Write out each line exactly as given. Leave the pictures out of your copy.

RAW DATA -
▽

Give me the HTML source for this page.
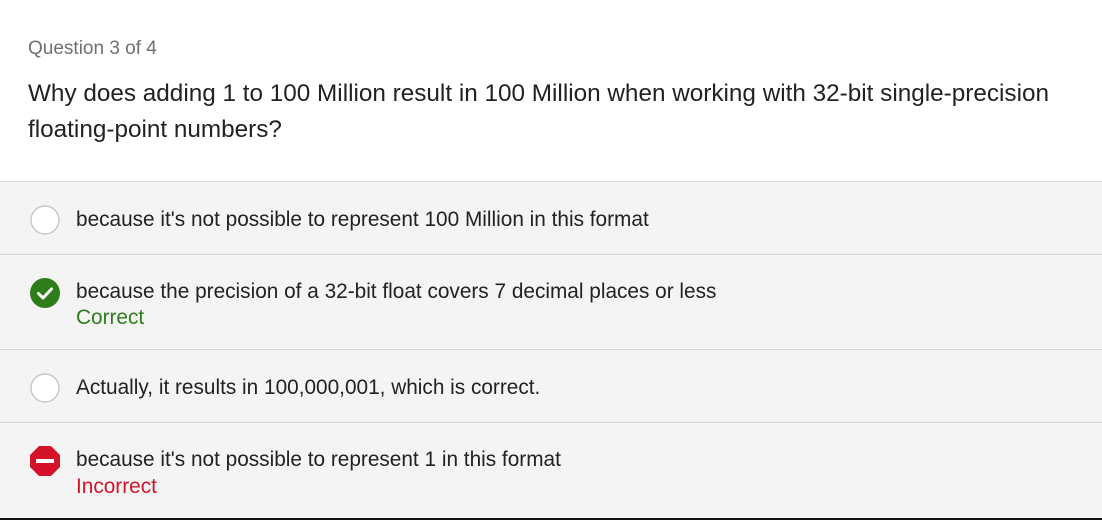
<!DOCTYPE html>
<html><head><style>
body{margin:0;width:1102px;height:519px;background:#fff;font-family:"Liberation Sans",sans-serif;overflow:hidden;position:relative}
.q{position:absolute;left:28px;top:38px;font-size:19px;color:#707070}
.t{position:absolute;left:28px;top:76px;font-size:24.3px;line-height:36px;color:#222;width:1060px}
.row{position:absolute;left:0;width:1102px;background:#f4f4f4;border-top:1px solid #d6d6d6}
.row .tx{position:absolute;left:76px;font-size:20.8px;color:#222}
.row .st{position:absolute;left:76px;font-size:20.8px}
.ic{position:absolute;left:30px;width:30px;height:30px}
</style></head><body>
<div class="q">Question 3 of 4</div>
<div class="t">Why does adding 1 to 100 Million result in 100 Million when working with 32-bit single-precision floating-point numbers?</div>

<div class="row" style="top:181px;height:72px">
<svg class="ic" style="top:23px" viewBox="0 0 30 30"><circle cx="15" cy="15" r="14" fill="#fff" stroke="#c8c8c8" stroke-width="1.5"/></svg>
<div class="tx" style="top:26px">because it's not possible to represent 100 Million in this format</div>
</div>

<div class="row" style="top:254px;height:94px">
<svg class="ic" style="top:23px" viewBox="0 0 30 30"><circle cx="15" cy="15" r="15" fill="#2e7d1b"/><path d="M8.5 15.5l4.5 4.5 8.5-9" fill="none" stroke="#fff" stroke-width="3" stroke-linecap="round" stroke-linejoin="round"/></svg>
<div class="tx" style="top:25px">because the precision of a 32-bit float covers 7 decimal places or less</div>
<div class="st" style="top:51px;color:#2e7d1b">Correct</div>
</div>

<div class="row" style="top:349px;height:72px">
<svg class="ic" style="top:23px" viewBox="0 0 30 30"><circle cx="15" cy="15" r="14" fill="#fff" stroke="#c8c8c8" stroke-width="1.5"/></svg>
<div class="tx" style="top:26px">Actually, it results in 100,000,001, which is correct.</div>
</div>

<div class="row" style="top:422px;height:95px;border-bottom:2px solid #111">
<svg class="ic" style="top:23px" viewBox="0 0 30 30"><polygon points="9,0 21,0 30,9 30,21 21,30 9,30 0,21 0,9" fill="#d4132a"/><rect x="6" y="13" width="18" height="4" fill="#fff"/></svg>
<div class="tx" style="top:25px">because it's not possible to represent 1 in this format</div>
<div class="st" style="top:52px;color:#d4132a">Incorrect</div>
</div>
</body></html>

△

EXPECTED OUTPUT -
Give me the HTML source for this page.
<!DOCTYPE html>
<html><head><style>
body{margin:0;width:1102px;height:519px;background:#fff;font-family:"Liberation Sans",sans-serif;overflow:hidden;position:relative}
.q{position:absolute;left:28px;top:38px;font-size:19px;color:#707070}
.t{position:absolute;left:28px;top:76px;font-size:24.3px;line-height:36px;color:#222;width:1060px}
.row{position:absolute;left:0;width:1102px;background:#f4f4f4;border-top:1px solid #d6d6d6}
.row .tx{position:absolute;left:76px;font-size:20.8px;color:#222}
.row .st{position:absolute;left:76px;font-size:20.8px}
.ic{position:absolute;left:30px;width:30px;height:30px}
</style></head><body>
<div class="q">Question 3 of 4</div>
<div class="t">Why does adding 1 to 100 Million result in 100 Million when working with 32-bit single-precision floating-point numbers?</div>

<div class="row" style="top:181px;height:72px">
<svg class="ic" style="top:23px" viewBox="0 0 30 30"><circle cx="15" cy="15" r="14" fill="#fff" stroke="#c8c8c8" stroke-width="1.5"/></svg>
<div class="tx" style="top:26px">because it's not possible to represent 100 Million in this format</div>
</div>

<div class="row" style="top:254px;height:94px">
<svg class="ic" style="top:23px" viewBox="0 0 30 30"><circle cx="15" cy="15" r="15" fill="#2e7d1b"/><path d="M8.5 15.5l4.5 4.5 8.5-9" fill="none" stroke="#fff" stroke-width="3" stroke-linecap="round" stroke-linejoin="round"/></svg>
<div class="tx" style="top:25px">because the precision of a 32-bit float covers 7 decimal places or less</div>
<div class="st" style="top:51px;color:#2e7d1b">Correct</div>
</div>

<div class="row" style="top:349px;height:72px">
<svg class="ic" style="top:23px" viewBox="0 0 30 30"><circle cx="15" cy="15" r="14" fill="#fff" stroke="#c8c8c8" stroke-width="1.5"/></svg>
<div class="tx" style="top:26px">Actually, it results in 100,000,001, which is correct.</div>
</div>

<div class="row" style="top:422px;height:95px;border-bottom:2px solid #111">
<svg class="ic" style="top:23px" viewBox="0 0 30 30"><polygon points="9,0 21,0 30,9 30,21 21,30 9,30 0,21 0,9" fill="#d4132a"/><rect x="6" y="13" width="18" height="4" fill="#fff"/></svg>
<div class="tx" style="top:25px">because it's not possible to represent 1 in this format</div>
<div class="st" style="top:52px;color:#d4132a">Incorrect</div>
</div>
</body></html>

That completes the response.